Giblets /ˈdʒɪblɪts/ are a culinary term for the edible offal of a fowl, typically including the heart, gizzard, liver, and other organs, though the exact composition varies and may also include parts such as the neck.

A whole bird from a butcher is often packaged with the giblets, sometimes sealed in a bag within the body cavity. In many countries, giblets are removed during processing and sold separately.

== Etymology ==
The term "giblet" is traced from Old French gibelet, that means a stew or ragout of game. The modern usage of the plural form developed later to refer to edible poultry offal that is cut out before cooking.

== History ==
In his 19th century culinary dictionary, Alexandre Dumas defines giblets as "the comb and kidneys of the rooster, the wing tips of hens, the spinal marrow, gizzard, and neck of the turkey, calves' sweetbreads and brains". They can be made as a standalone dish with beef marrow bouillon, mushrooms, artichoke, truffles (when in season) and celery. This giblet dish can be served as a casserole with rice, or used as a filling for the pastry vol-au-vent. This was considered daily fare, and not intended for special occasions.

== Culture ==
There are a number of recipes that use giblets. If a bird is to be stuffed, the giblets are traditionally chopped and added to the stuffing; however, the USDA recommends cooking giblets separately from the rest of the bird. If not, they can be used for other purposes, such as giblet pie or, a Southern U.S. favorite, giblet gravy. With the exception of giblet gravy, the liver is not usually included in these recipes, as its strong flavor tends to overpower other ingredients. It may be used in liver-specific recipes, such as pâté or yakitori. Giblets can also be used to make alicot, a French stew.

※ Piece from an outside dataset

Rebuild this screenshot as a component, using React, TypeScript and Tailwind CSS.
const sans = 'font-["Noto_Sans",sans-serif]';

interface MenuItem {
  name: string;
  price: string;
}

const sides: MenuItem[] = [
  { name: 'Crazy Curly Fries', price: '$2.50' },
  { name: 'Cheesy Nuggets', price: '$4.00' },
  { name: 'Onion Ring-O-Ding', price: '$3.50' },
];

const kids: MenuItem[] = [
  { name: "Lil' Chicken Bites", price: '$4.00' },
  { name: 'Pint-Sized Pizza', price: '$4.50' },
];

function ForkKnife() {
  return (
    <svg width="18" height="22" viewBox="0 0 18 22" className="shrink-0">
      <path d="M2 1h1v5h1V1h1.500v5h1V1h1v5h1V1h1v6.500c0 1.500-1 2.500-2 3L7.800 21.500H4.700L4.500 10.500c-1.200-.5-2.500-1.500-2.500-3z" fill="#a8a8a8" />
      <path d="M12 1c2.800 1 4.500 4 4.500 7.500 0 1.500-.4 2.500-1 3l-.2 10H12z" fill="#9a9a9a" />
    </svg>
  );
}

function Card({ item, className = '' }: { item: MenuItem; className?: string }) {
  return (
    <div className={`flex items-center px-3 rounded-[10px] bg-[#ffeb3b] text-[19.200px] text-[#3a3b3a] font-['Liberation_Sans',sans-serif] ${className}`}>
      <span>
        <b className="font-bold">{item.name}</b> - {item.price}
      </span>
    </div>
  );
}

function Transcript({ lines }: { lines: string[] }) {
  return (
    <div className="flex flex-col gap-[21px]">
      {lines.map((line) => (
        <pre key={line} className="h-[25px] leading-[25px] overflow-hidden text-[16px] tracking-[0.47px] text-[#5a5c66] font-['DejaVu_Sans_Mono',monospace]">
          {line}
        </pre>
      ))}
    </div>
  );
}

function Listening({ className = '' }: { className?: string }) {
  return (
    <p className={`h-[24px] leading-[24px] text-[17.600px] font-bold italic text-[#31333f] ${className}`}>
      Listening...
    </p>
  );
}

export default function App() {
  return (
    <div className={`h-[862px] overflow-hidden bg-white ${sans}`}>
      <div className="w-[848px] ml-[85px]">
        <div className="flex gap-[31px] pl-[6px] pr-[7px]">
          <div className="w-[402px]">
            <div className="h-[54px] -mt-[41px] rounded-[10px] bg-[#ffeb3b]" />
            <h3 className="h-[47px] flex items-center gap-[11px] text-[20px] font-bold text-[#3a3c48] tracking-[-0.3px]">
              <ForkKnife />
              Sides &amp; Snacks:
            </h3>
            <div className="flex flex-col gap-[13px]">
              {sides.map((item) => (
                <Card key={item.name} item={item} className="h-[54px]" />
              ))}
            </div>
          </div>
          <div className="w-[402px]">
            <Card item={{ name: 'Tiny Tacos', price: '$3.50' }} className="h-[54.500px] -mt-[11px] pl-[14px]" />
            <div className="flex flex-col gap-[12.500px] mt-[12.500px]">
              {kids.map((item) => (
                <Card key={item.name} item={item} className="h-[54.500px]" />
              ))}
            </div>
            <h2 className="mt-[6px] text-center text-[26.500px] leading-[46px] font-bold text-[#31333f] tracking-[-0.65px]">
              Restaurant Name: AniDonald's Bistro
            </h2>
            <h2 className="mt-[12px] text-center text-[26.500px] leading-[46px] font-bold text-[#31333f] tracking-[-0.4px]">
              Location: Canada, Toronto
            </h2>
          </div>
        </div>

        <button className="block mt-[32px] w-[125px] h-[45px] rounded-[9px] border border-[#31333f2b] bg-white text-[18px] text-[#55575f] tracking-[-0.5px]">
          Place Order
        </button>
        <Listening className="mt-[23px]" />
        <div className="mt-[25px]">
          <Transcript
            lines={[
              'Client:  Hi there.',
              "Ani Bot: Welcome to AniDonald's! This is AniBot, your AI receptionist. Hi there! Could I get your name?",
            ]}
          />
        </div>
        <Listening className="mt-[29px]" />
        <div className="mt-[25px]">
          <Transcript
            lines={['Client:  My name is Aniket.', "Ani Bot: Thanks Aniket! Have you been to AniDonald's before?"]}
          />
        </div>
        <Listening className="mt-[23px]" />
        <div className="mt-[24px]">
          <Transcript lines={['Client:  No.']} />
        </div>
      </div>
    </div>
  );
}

In Turkish cuisine, iç pilav is a traditional pilaf dish, made with rice, chicken liver, nuts, and spices. Jerusalem mixed grill is an Israeli delicacy made with giblets, usually eaten with pita bread.

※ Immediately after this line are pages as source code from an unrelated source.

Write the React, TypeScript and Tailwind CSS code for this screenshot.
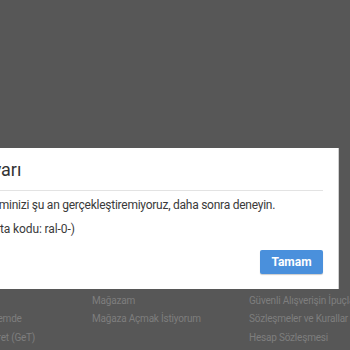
import React from 'react'

const columns = [
  { title: 'Hakkımızda', items: ['Kurumsal', 'Basında Gündemde', 'Güvenli e-Ticaret (GeT)'] },
  { title: 'Mağaza', items: ['Mağazam', 'Mağaza Açmak İstiyorum'] },
  { title: 'Kurallar ve Yardım', items: ['Güvenli Alışverişin İpuçları', 'Sözleşmeler ve Kurallar', 'Hesap Sözleşmesi'] },
]

export default function App() {
  return (
    <div className="relative w-[350px] h-[350px] overflow-hidden bg-[#575757]">
      {/* footer under the overlay */}
      <div className="flex pt-[273px] ml-[-62px] text-[10px] tracking-[-0.2px] leading-[18.5px] font-['Roboto',sans-serif]">
        {columns.map((col, i) => (
          <div key={col.title} className={i === 0 ? 'w-[154px] shrink-0' : i === 1 ? 'w-[157px] shrink-0' : 'shrink-0'}>
            <div className="font-bold text-[#2e2e2e] whitespace-nowrap text-[11px]">{col.title}</div>
            {col.items.map((item) => (
              <div key={item} className="text-[#7e7e7e] whitespace-nowrap">
                {item}
              </div>
            ))}
          </div>
        ))}
      </div>

      {/* dialog */}
      <div className="absolute left-[-40px] top-[148px] w-[378px] bg-white pl-[21px] pr-[15px] pt-[10px] pb-[15px] font-['Roboto',sans-serif] shadow-[1px_0_0_#cfcfcf]">
        <h2 className="text-[18px] leading-6 text-[#333] pb-[8px] border-b border-[#e3e3e3]">Uyarı</h2>
        <p className="mt-[5px] text-[12px] tracking-[-0.25px] leading-[18px] text-[#3a3a3a] whitespace-nowrap">
          İşleminizi şu an gerçekleştiremiyoruz, daha sonra deneyin.
        </p>
        <p className="mt-[6px] text-[12px] tracking-[-0.1px] leading-[18px] text-[#3a3a3a]">(Hata kodu: ral-0-)</p>
        <div className="flex justify-end mt-[12px]">
          <button className="w-[63px] h-[24px] rounded-[2px] bg-[#4a90dc] text-white text-[12px] font-bold shadow-[0_1px_1px_rgba(0,0,0,0.2)]">
            Tamam
          </button>
        </div>
      </div>
    </div>
  )
}
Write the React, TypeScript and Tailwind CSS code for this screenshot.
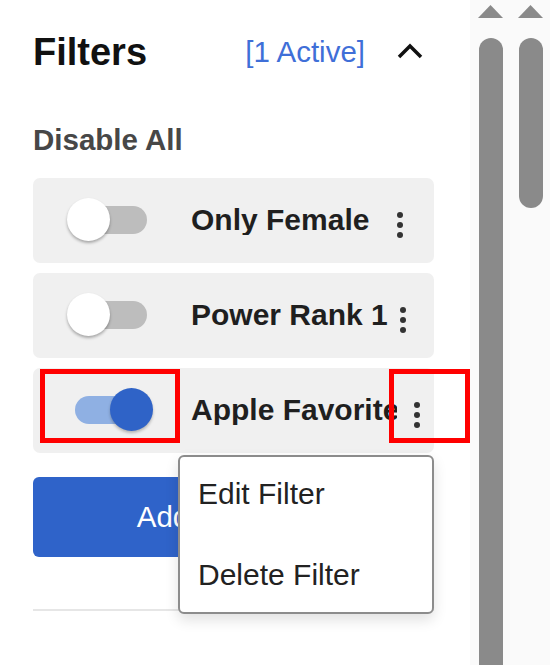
import React from "react"

type FilterRow = {
  name: string
  on: boolean
  dotsOffset: string
}

const rows: FilterRow[] = [
  { name: "Only Female", on: false, dotsOffset: "ml-[0px]" },
  { name: "Power Rank 1", on: false, dotsOffset: "ml-[3px]" },
  { name: "Apple Favorite", on: true, dotsOffset: "ml-[17px]" },
]

function Toggle({ on }: { on: boolean }) {
  return (
    <div className="relative w-[86px] h-[44px] shrink-0">
      <div
        className={
          on
            ? "absolute left-[8px] right-[2px] top-[8px] h-[28px] rounded-full bg-[#8fb0e3]"
            : "absolute left-[5px] right-[6px] top-[8px] h-[28px] rounded-full bg-[#bdbdbd]"
        }
      />
      <div
        className={
          on
            ? "absolute right-0 top-0 w-[43px] h-[43px] rounded-full bg-[#2f63c7] shadow-[0_2px_3px_rgba(0,0,0,0.25)]"
            : "absolute left-0 top-0 w-[43px] h-[43px] rounded-full bg-white shadow-[0_2px_3px_rgba(0,0,0,0.3)]"
        }
      />
    </div>
  )
}

function Kebab() {
  return (
    <div className="flex flex-col gap-[4px] mt-[9px]">
      <div className="w-[6px] h-[6px] rounded-full bg-[#333]" />
      <div className="w-[6px] h-[6px] rounded-full bg-[#333]" />
      <div className="w-[6px] h-[6px] rounded-full bg-[#333]" />
    </div>
  )
}

function ScrollColumn({ thumb }: { thumb: "long" | "short" }) {
  return (
    <div className="w-[25px] flex flex-col items-center pt-[5px]">
      <svg width="25" height="13" viewBox="0 0 25 13">
        <polygon points="0,13 12.5,0 25,13" fill="#8a8a8a" />
      </svg>
      {thumb === "long" ? (
        <div className="mt-[20px] w-[24px] flex-1 rounded-t-full bg-[#8a8a8a]" />
      ) : (
        <div className="mt-[20px] w-[24px] h-[170px] rounded-full bg-[#8a8a8a]" />
      )}
    </div>
  )
}

export default function App() {
  return (
    <div className="flex w-[550px] h-[665px] overflow-hidden bg-white font-['Liberation_Sans',Arial,sans-serif]">
      {/* Filter panel */}
      <div className="relative w-[470px] shrink-0 pl-[33px] pr-[36px]">
        <div className="flex items-center h-[38px] mt-[33px] pr-[11px]">
          <span className="text-[38px] leading-none font-bold text-[#111]">Filters</span>
          <span className="ml-auto text-[29.5px] leading-none text-[#3f6fd8]">[1 Active]</span>
          <svg className="ml-[32px] -mt-[3px]" width="26" height="16" viewBox="0 0 26 16">
            <polyline points="2,14 13,3 24,14" fill="none" stroke="#111" strokeWidth="3.5" />
          </svg>
        </div>

        <div className="mt-[54px] text-[29.5px] leading-none font-bold text-[#474747]">Disable All</div>

        <div className="mt-[23px] flex flex-col gap-[10px]">
          {rows.map((r) => (
            <div key={r.name} className="h-[85px] rounded-[7px] bg-[#f0f0f0] flex items-center pl-[34px]">
              <Toggle on={r.on} />
              <div className="ml-[38px] w-[206px] overflow-hidden whitespace-nowrap text-[30px] leading-none font-bold text-[#1f1f1f]">
                {r.name}
              </div>
              <div className={r.dotsOffset}>
                <Kebab />
              </div>
            </div>
          ))}
        </div>

        <button className="mt-[24px] w-full h-[80px] rounded-[6px] bg-[#2f63c9] text-white text-[29.5px] leading-none">
          Add New Filter
        </button>

        <div className="mt-[52px] h-[2px] bg-[#e6e6e6]" />

        {/* Context menu */}
        <div className="absolute left-[178px] top-[455px] w-[256px] h-[159px] rounded-[6px] border-2 border-[#8c8c8c] bg-white shadow-[0_6px_14px_rgba(0,0,0,0.12)] flex flex-col gap-[51px] pt-[22px] pl-[18px]">
          <div className="text-[30px] leading-none text-[#222]">Edit Filter</div>
          <div className="text-[30px] leading-none text-[#222]">Delete Filter</div>
        </div>

        {/* Annotation boxes */}
        <div className="absolute left-[40px] top-[369px] w-[140px] h-[74px] border-[5px] border-[#ff0000]" />
        <div className="absolute left-[389px] top-[369px] w-[81px] h-[74px] border-[5px] border-[#ff0000]" />
      </div>

      {/* Scrollbars */}
      <div className="flex-1 flex bg-[#fafafa] pl-[8px] gap-[15px]">
        <ScrollColumn thumb="long" />
        <ScrollColumn thumb="short" />
      </div>
    </div>
  )
}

In Gorkha cuisine, giblets are cooked with chili pepper and tomato and relished as a side dish or appetizer known as karchi marchi.

Giblets are common in Taiwanese cuisine.

Most poultry, especially those sold in supermarkets, is not sold with the giblets included. Giblets can be bought separately from a butcher, but the demand for human consumption is low in most Western countries, so they are more often sold to pet food manufacturers.